Shit! I’ve decided to run the London Marathon.
My reason to run came about a few years ago after my friend Mhairi was diagnosed with cancer.
Mhairi was diagnosed with breast cancer while she was living in Japan. I was living in Norway at the time and being on the other side of the world left me feeling largely helpless and frustrated by the situation.
I started running casually and found it really meditative – a way to clear my thoughts and bring my attention back to the present moment.

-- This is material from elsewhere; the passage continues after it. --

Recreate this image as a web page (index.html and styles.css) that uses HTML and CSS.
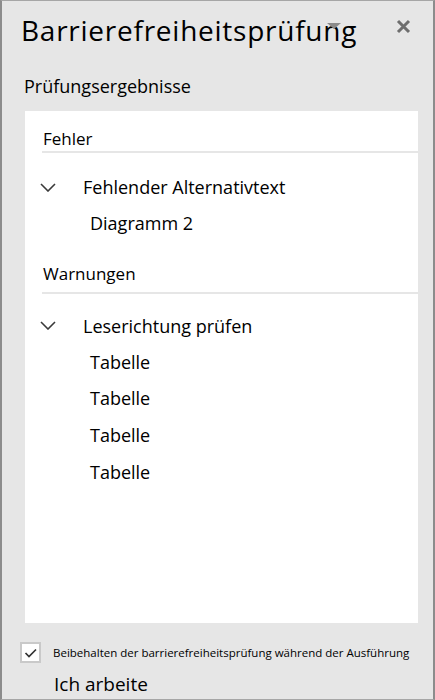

A year or so after her diagnosis I moved to England and I started running a bit more seriously, but not regularly. I have a clear memory of setting out alone for a run on a cold evening with the feeling of not knowing who to talk to about how I felt at the thought of losing my friend. I ran, and ran, and ran, and ran – until I let go of my fear and realised that Mhairi must to some extent feel the same about her life.
My running sessions built to the stage where I felt comfortable covering eight to ten miles at a go. The idea to run the London Marathon developed from my desire to do something for Mhairi. I didn’t want her to feel alone in her struggle with her cancer. Her positivity and courage were a constant motivation and I wanted her to know she was my reason for running.
I went to visit Mhairi and her wonderful wife Victoria in Japan around February time. This was to go and say goodbye and again my running sessions proved to be an excellent coping mechanism. A bit of fresh air, some endorphins, physical exertion and time to process things helps.
The only problem was that I didn’t place in any of the charity positions for 2016. By the time everyone was running the 2016 marathon Mhairi had already passed away, just before her birthday.
I had a renewed desire to run the 2017 London Marathon and I managed to get a place through a charity to run this year. And reader, the marathon is on her birthday, 23 April. Happy Birthday, Mhairi!
The charity is Phab Kids, which supports social activities and sports for children and adults of all ages and abilities. Their dedication to promoting and encouraging the coming together of disabled and non-disabled people to achieve an integrated and inclusive society is really inspirational.
Both Mhairi and I shared a love for education, children and experiencing life – so Phab Kids felt like a perfect combo. “I think Mhairi would much rather money went to kids than cancer. Just a feeling”, said Victoria when I ask about her thoughts on the matter.
I have also worked with children, and have a brother with disabilities – which deepens my aspiration to help raise the £1700 for the charity.
If you would like to help me reach my goal and donate to Phab Kids, please check out my Virgin Money Giving page here.
I know that Mhairi would think I am crazy, but I also know she would be proud. Now to get through the mammoth marathon training!